⟨

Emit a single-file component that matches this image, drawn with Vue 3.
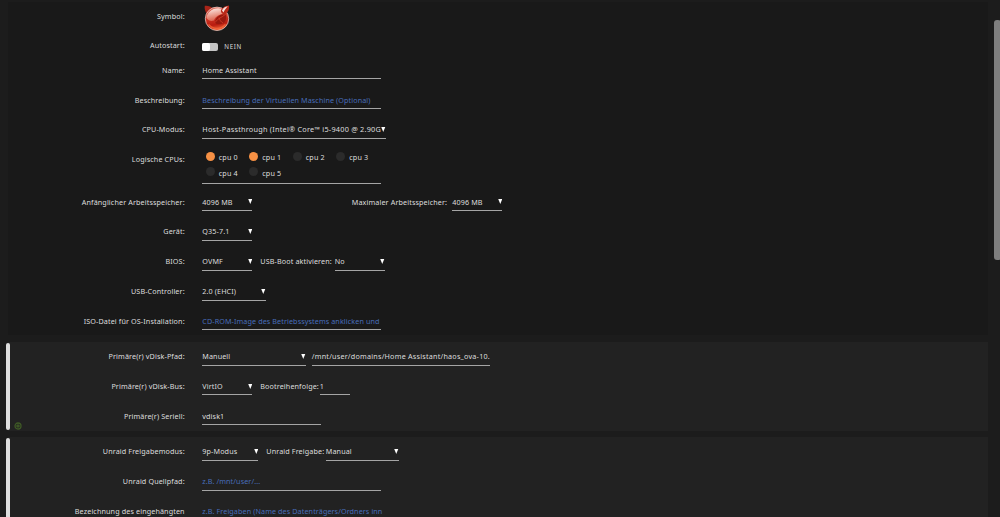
<template>
  <div class="page">
    <section v-for="panel in panels" :key="panel.id" class="panel" :class="panel.id">
      <span v-if="panel.removable" class="handle"></span>
      <div v-for="row in panel.rows" :key="row.label" class="row" :class="row.type">
        <label class="title">{{ row.label }}</label>

        <!-- VM icon -->
        <svg v-if="row.type === 'icon'" class="logo" viewBox="0 0 26 26">
          <defs>
            <linearGradient id="ball" x1="0.3" y1="0" x2="0.5" y2="1">
              <stop offset="0" stop-color="#e06a58" />
              <stop offset="0.45" stop-color="#cc3524" />
              <stop offset="0.75" stop-color="#b81c10" />
              <stop offset="1" stop-color="#f06a3c" />
            </linearGradient>
            <linearGradient id="shine" x1="0" y1="0" x2="0.3" y2="1">
              <stop offset="0" stop-color="#fff" stop-opacity=".95" />
              <stop offset="1" stop-color="#f4a890" stop-opacity=".45" />
            </linearGradient>
          </defs>
          <path d="M.8 .8C4 .4 7 1.4 8.6 3.2L3.2 9.5C1.3 7 .2 3.5 .8 .8z" fill="#a82418" />
          <circle cx="13" cy="13.8" r="11.7" fill="url(#ball)" stroke="#f1d9d2" stroke-width=".7" />
          <path d="M2.5 13C3 7.5 8 3 14.5 3.2C18 3.5 19.5 5.5 21 8.5C15 9 11.5 11.5 10 15.5C7.5 16.5 4.5 16 2.5 13z" fill="url(#shine)" />
          <path d="M11 17.5C11.5 12 16 9 21.5 9.3C23.5 13.5 21 18.8 16.5 19.3C13.5 19.5 12 19 11 17.5z" fill="#98180e" />
          <path d="M11 17.5C14 13 18 12.5 21.5 9.3M15 12.5C15.5 15 17 17 19 18" fill="none" stroke="#d8442c" stroke-width=".7" />
          <path d="M4.5 19.5C9 24.8 17 24.8 21.5 19.5" fill="none" stroke="#f8683a" stroke-width="1.6" opacity=".7" />
          <path d="M16.8 5.8C18 2.5 21.5 .8 25 .6C25.7 4.5 23.5 8.3 20.5 9.6C18.2 9 17 7.7 16.8 5.8z" fill="#b82818" />
          <path d="M18 5.5C19 3 21.5 1.5 23.8 1.2C22 3 20.5 5 19.5 7.5z" fill="#fff" opacity=".85" />
        </svg>

        <div v-else-if="row.type === 'autostart'" class="switch">
          <span class="track"><span class="knob"></span></span>
          <span class="state">NEIN</span>
        </div>

        <div v-else-if="row.type === 'cpus'" class="cpu-list">
          <span v-for="n in 6" :key="n" class="cpu">
            <i class="dot" :class="{ on: n <= 2 }"></i>cpu {{ n - 1 }}
          </span>
        </div>

        <div v-else class="fields">
          <template v-for="(field, i) in row.fields" :key="i">
            <span v-if="field.label" class="inline-label" :style="{ width: field.labelWidth + 'px', marginLeft: field.gap + 'px' }">{{ field.label }}</span>
            <div
              class="control"
              :class="[field.kind, { placeholder: field.placeholder }]"
              :style="{ width: field.width + 'px', marginLeft: field.label ? 0 : (field.gap || 0) + 'px' }"
            >
              <span class="value">{{ field.value }}</span>
              <svg v-if="field.select" class="arrow" viewBox="0 0 4 5"><path d="M0 0h4L2 5z" /></svg>
            </div>
          </template>
        </div>
      </div>
      <svg v-if="panel.id === 'disk'" class="add" viewBox="0 0 8 8">
        <circle cx="4" cy="4" r="3" />
        <path d="M4 2.2v3.6M2.2 4h3.6" />
      </svg>
    </section>
    <div class="scrollbar"></div>
  </div>
</template>

<script setup>
const panels = [
  {
    id: 'main',
    rows: [
      { label: 'Symbol:', type: 'icon' },
      { label: 'Autostart:', type: 'autostart' },
      { label: 'Name:', fields: [{ value: 'Home Assistant', width: 178.5 }] },
      { label: 'Beschreibung:', fields: [{ value: 'Beschreibung der Virtuellen Maschine (Optional)', width: 178.5, placeholder: true }] },
      { label: 'CPU-Modus:', fields: [{ value: 'Host-Passthrough (Intel® Core™ i5-9400 @ 2.90G', width: 183.5, select: true, kind: 'cpu-mode' }] },
      { label: 'Logische CPUs:', type: 'cpus' },
      {
        label: 'Anfänglicher Arbeitsspeicher:',
        fields: [
          { value: '4096 MB', width: 50, select: true },
          { label: 'Maximaler Arbeitsspeicher:', labelWidth: 100.5, gap: 99.5, value: '4096 MB', width: 50, select: true }
        ]
      },
      { label: 'Gerät:', fields: [{ value: 'Q35-7.1', width: 50, select: true }] },
      {
        label: 'BIOS:',
        fields: [
          { value: 'OVMF', width: 50, select: true },
          { label: 'USB-Boot aktivieren:', labelWidth: 74.5, gap: 8, value: 'No', width: 50, select: true }
        ]
      },
      { label: 'USB-Controller:', fields: [{ value: '2.0 (EHCI)', width: 63.5, select: true }] },
      { label: 'ISO-Datei für OS-Installation:', fields: [{ value: 'CD-ROM-Image des Betriebssystems anklicken und', width: 178.5, placeholder: true }] }
    ]
  },
  {
    id: 'disk',
    removable: true,
    rows: [
      {
        label: 'Primäre(r) vDisk-Pfad:',
        fields: [
          { value: 'Manuell', width: 103.5, select: true },
          { value: '/mnt/user/domains/Home Assistant/haos_ova-10.', width: 178.5, gap: 6, kind: 'path' }
        ]
      },
      {
        label: 'Primäre(r) vDisk-Bus:',
        fields: [
          { value: 'VirtIO', width: 50, select: true },
          { label: 'Bootreihenfolge:', labelWidth: 59.5, gap: 8, value: '1', width: 30 }
        ]
      },
      { label: 'Primäre(r) Seriell:', fields: [{ value: 'vdisk1', width: 119 }] }
    ]
  },
  {
    id: 'share',
    removable: true,
    rows: [
      {
        label: 'Unraid Freigabemodus:',
        fields: [
          { value: '9p-Modus', width: 56, select: true },
          { label: 'Unraid Freigabe:', labelWidth: 59.5, gap: 8, value: 'Manual', width: 73, select: true }
        ]
      },
      { label: 'Unraid Quellpfad:', fields: [{ value: 'z.B. /mnt/user/...', width: 178.5, placeholder: true }] },
      { label: 'Bezeichnung des eingehängten', fields: [{ value: 'z.B. Freigaben (Name des Datenträgers/Ordners inn', width: 178.5, placeholder: true }] }
    ]
  }
]
</script>

<style>
body {
  margin: 0;
  background: #1c1c1c;
}
</style>

<style scoped>
.page {
  position: relative;
  box-sizing: border-box;
  height: 517px;
  padding: 2px 12px 0 8px;
  overflow: hidden;
  background: #1c1c1c;
  color: #dedede;
  font-family: 'Noto Sans', sans-serif;
  font-size: 7.2px;
  line-height: 14px;
  letter-spacing: 0.12px;
  white-space: nowrap;
}
.panel {
  position: relative;
  box-sizing: border-box;
  background: #222;
}
.main {
  height: 333px;
  padding-top: 7.2px;
  margin-bottom: 7px;
  background: #191919;
}
.disk {
  height: 89px;
  padding-top: 7.2px;
  margin-bottom: 6px;
}
.share {
  height: 100px;
  padding-top: 7.4px;
}
.handle {
  position: absolute;
  left: -2px;
  top: 1px;
  bottom: 1px;
  width: 4px;
  border-radius: 2px;
  background: #dedede;
}
.row {
  display: flex;
  align-items: flex-start;
  height: 29.85px;
}
.row.icon {
  height: 29px;
}
.row.autostart {
  height: 24.5px;
}
.row.cpus {
  height: 42.4px;
}
.title {
  width: 176.7px;
  margin-right: 17.6px;
  text-align: right;
  flex-shrink: 0;
}
.logo {
  width: 26px;
  height: 26px;
  margin: -4px 0 0 1.5px;
}
.switch {
  display: flex;
}
.track {
  width: 16px;
  height: 8px;
  margin: 4.8px 6px 0 0;
  border-radius: 2px;
  background: #c4c4c4;
}
.knob {
  display: block;
  width: 8px;
  height: 8px;
  border-radius: 2px;
  background: #fff;
}
.state {
  margin-top: 2px;
  font-size: 6.2px;
  letter-spacing: 0.7px;
}
.fields {
  display: flex;
}
.control {
  display: flex;
  box-sizing: border-box;
  height: 16.4px;
  border-bottom: 1px solid #a5a5a5;
}
.value {
  flex: 1;
  min-width: 0;
  height: 15px;
}
.placeholder {
  color: #486dba;
  letter-spacing: 0.1px;
}
.path {
  letter-spacing: 0.23px;
}
.cpu-mode {
  font-size: 7.3px;
  letter-spacing: 0.23px;
}
.arrow {
  width: 4.5px;
  height: 5px;
  margin-top: 4.8px;
  fill: #fff;
}
.cpu-list {
  display: flex;
  flex-wrap: wrap;
  align-content: flex-start;
  box-sizing: border-box;
  width: 178.5px;
  height: 31.4px;
  padding-left: 3.5px;
  border-bottom: 1px solid #a5a5a5;
}
.cpu {
  display: flex;
  width: 43.5px;
  height: 15.5px;
  line-height: 11.6px;
}
.dot {
  width: 9px;
  height: 9px;
  margin: -0.7px 4px 0 0;
  border-radius: 50%;
  background: #2b2b2b;
}
.dot.on {
  background: #f69044;
}
.add {
  position: absolute;
  left: 6px;
  top: 79.5px;
  width: 8px;
  height: 8px;
  fill: none;
  stroke: #3f5a26;
  stroke-width: 1.3;
}
.scrollbar {
  position: absolute;
  left: 994px;
  top: 20px;
  width: 7px;
  height: 240px;
  border-radius: 3px;
  background: #7e7e7e;
}
</style>
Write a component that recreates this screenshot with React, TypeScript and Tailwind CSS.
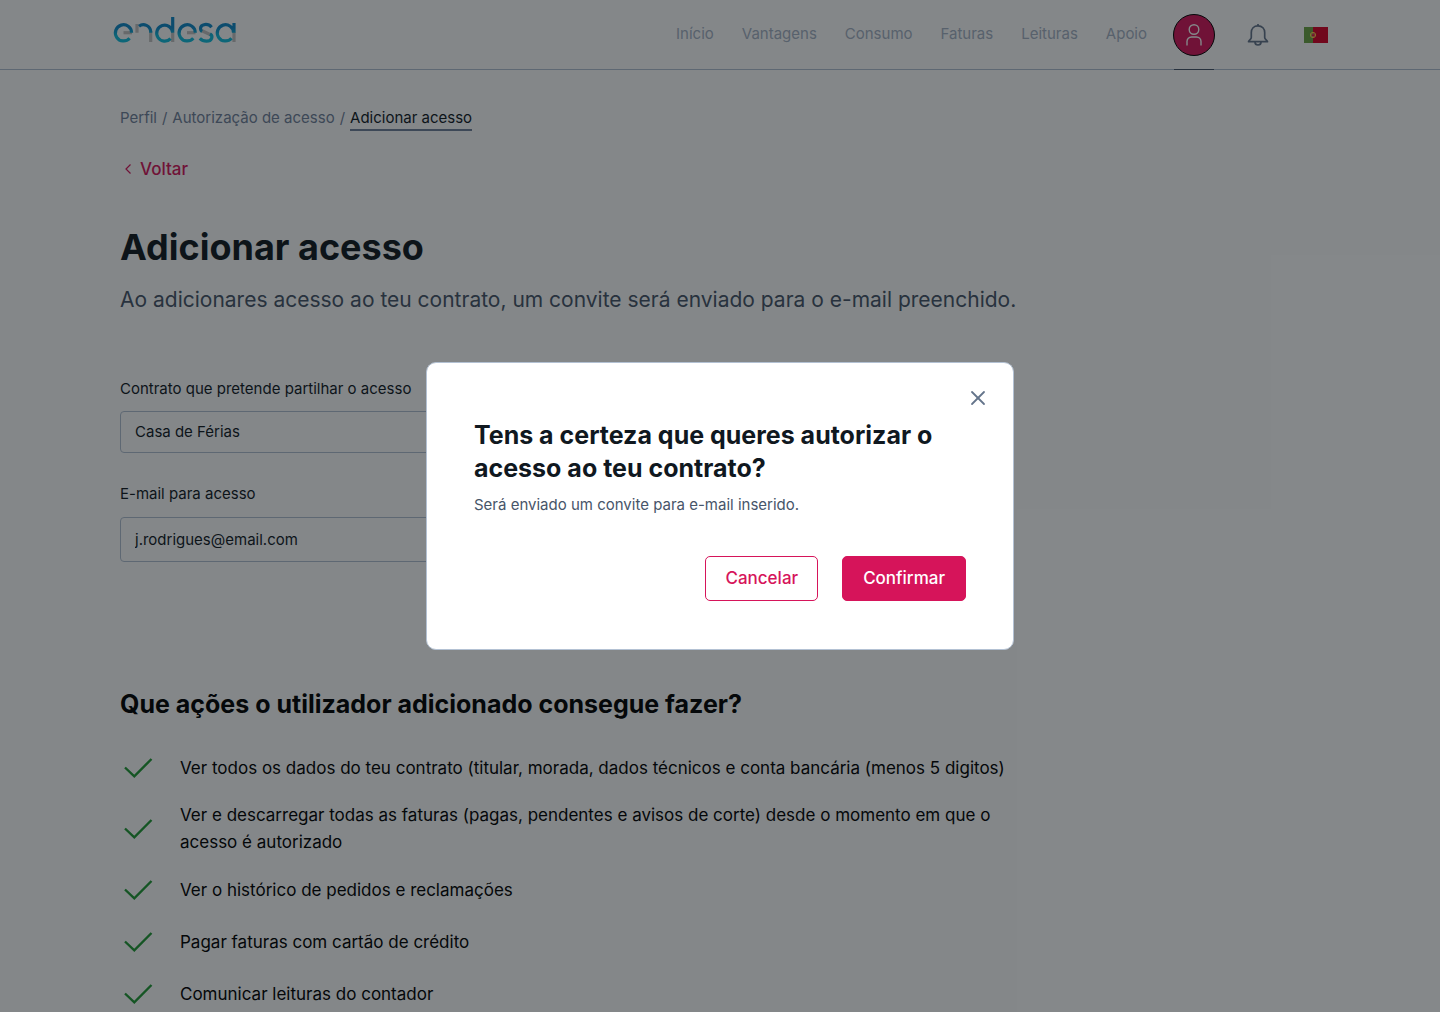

⟩

> [GOAL] State how many lines above contain the string "that", with no other words.

> [CORRECT RESPONSE] 2